### Requirements
In the listing below, find every line with the string "this" and pull it out.
═══ Provided entries
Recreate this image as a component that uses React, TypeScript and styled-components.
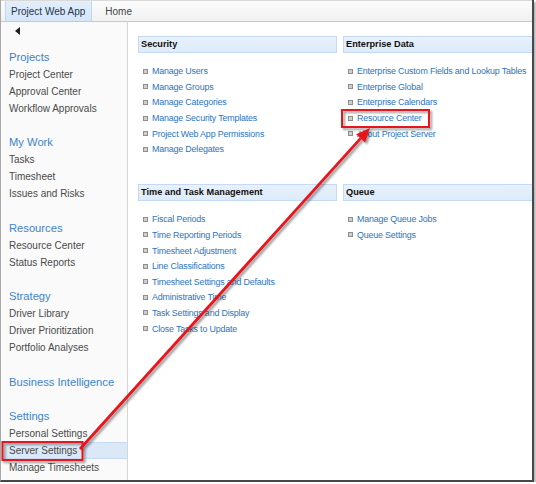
══════
═══ Provided entries
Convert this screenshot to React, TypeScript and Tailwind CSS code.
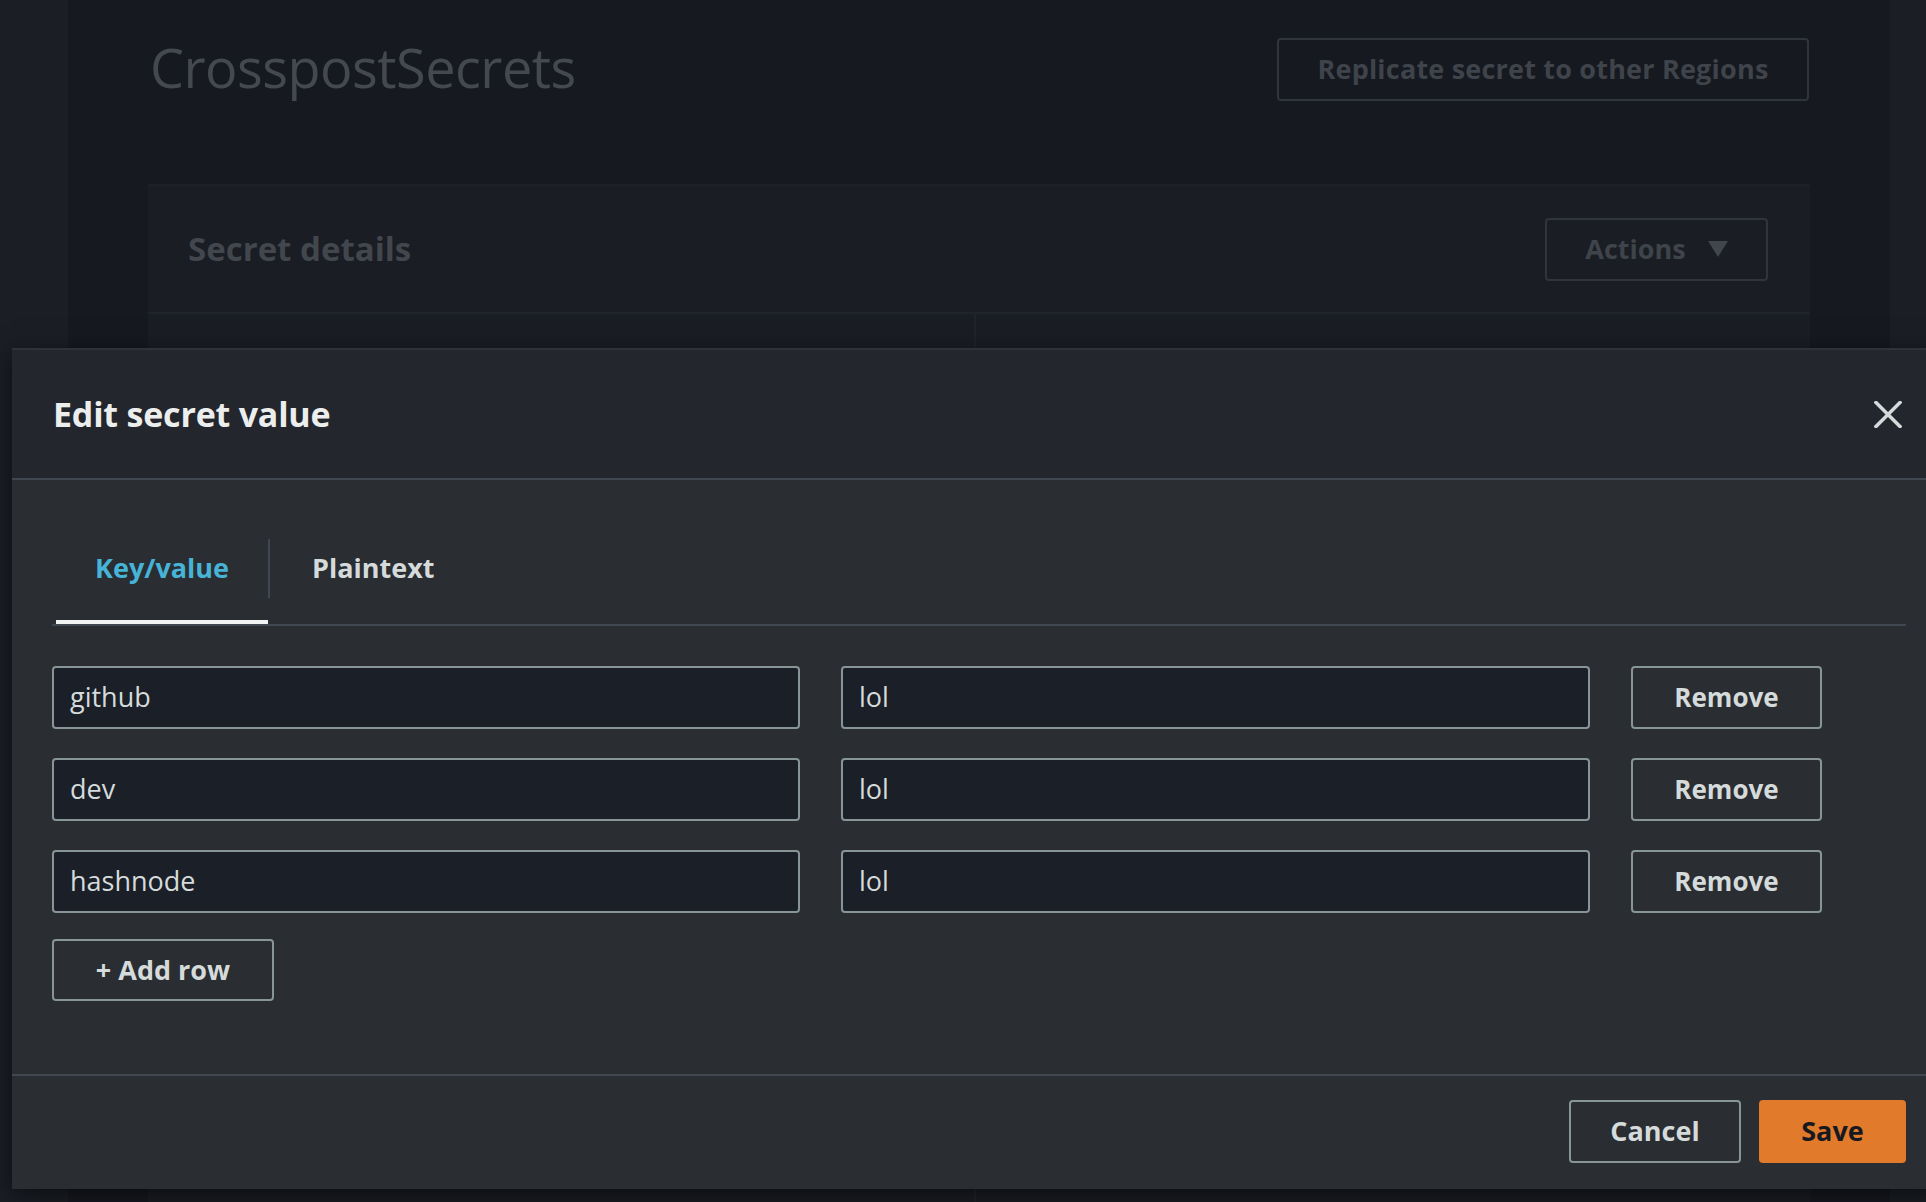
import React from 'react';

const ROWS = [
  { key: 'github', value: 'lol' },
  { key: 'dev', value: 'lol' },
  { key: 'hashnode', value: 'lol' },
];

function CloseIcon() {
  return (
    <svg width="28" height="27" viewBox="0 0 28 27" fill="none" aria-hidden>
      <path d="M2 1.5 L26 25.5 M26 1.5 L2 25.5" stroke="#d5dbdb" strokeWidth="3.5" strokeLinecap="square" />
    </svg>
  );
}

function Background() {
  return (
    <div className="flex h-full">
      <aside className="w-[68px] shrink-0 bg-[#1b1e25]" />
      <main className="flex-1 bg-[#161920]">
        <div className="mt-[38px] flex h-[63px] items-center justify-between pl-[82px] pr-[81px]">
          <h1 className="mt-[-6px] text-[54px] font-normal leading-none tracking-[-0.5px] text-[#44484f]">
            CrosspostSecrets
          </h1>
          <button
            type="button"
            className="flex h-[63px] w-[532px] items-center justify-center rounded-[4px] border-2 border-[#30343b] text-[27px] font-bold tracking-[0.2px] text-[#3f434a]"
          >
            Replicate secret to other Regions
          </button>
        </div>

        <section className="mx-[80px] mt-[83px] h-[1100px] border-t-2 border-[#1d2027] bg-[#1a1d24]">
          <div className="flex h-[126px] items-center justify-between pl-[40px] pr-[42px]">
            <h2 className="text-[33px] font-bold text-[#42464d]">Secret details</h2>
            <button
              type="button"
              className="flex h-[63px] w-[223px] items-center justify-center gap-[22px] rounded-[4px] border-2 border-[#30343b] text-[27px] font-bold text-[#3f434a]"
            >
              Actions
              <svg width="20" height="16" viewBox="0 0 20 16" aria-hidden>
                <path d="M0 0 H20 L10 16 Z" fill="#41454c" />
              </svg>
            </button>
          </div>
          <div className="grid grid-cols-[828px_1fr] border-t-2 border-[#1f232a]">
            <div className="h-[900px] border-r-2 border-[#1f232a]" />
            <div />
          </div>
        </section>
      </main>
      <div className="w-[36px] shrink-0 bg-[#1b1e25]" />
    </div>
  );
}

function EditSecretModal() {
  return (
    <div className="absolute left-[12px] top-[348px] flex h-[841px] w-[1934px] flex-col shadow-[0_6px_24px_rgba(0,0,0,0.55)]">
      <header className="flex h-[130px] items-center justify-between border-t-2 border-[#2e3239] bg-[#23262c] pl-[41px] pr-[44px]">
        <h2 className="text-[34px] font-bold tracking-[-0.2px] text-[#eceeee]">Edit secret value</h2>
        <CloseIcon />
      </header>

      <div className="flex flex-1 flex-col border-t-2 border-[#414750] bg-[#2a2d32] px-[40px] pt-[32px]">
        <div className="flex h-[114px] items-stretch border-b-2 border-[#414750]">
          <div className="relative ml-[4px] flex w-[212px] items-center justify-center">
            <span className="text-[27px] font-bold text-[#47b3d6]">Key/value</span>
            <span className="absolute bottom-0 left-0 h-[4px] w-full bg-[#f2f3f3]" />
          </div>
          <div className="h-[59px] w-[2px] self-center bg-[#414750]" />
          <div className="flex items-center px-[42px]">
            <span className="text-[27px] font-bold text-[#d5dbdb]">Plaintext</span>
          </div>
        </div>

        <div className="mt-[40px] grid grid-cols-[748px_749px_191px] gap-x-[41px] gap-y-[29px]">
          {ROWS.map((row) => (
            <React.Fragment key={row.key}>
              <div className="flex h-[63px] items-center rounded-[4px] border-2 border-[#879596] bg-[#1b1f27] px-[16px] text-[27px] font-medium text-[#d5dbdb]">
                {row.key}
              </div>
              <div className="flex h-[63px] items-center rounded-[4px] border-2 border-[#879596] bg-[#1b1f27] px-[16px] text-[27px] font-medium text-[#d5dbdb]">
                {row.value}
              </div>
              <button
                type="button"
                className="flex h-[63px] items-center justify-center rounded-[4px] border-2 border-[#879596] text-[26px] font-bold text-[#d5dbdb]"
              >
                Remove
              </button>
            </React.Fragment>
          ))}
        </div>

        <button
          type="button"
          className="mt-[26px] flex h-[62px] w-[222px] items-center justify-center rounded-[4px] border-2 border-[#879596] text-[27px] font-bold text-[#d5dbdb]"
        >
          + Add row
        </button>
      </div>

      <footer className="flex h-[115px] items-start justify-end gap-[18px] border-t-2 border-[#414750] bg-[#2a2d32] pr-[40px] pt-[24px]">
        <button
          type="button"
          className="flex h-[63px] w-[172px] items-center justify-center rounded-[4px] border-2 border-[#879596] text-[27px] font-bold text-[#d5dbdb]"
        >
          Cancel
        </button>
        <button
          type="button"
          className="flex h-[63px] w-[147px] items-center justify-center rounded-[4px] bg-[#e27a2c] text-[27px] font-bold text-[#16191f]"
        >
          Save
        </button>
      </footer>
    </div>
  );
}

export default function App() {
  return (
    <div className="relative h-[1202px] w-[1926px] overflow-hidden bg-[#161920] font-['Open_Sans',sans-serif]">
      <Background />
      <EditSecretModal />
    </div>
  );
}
══════
### Exercise solution
Recreate this image as a component that uses React, TypeScript and styled-components.
Convert this screenshot to React, TypeScript and Tailwind CSS code.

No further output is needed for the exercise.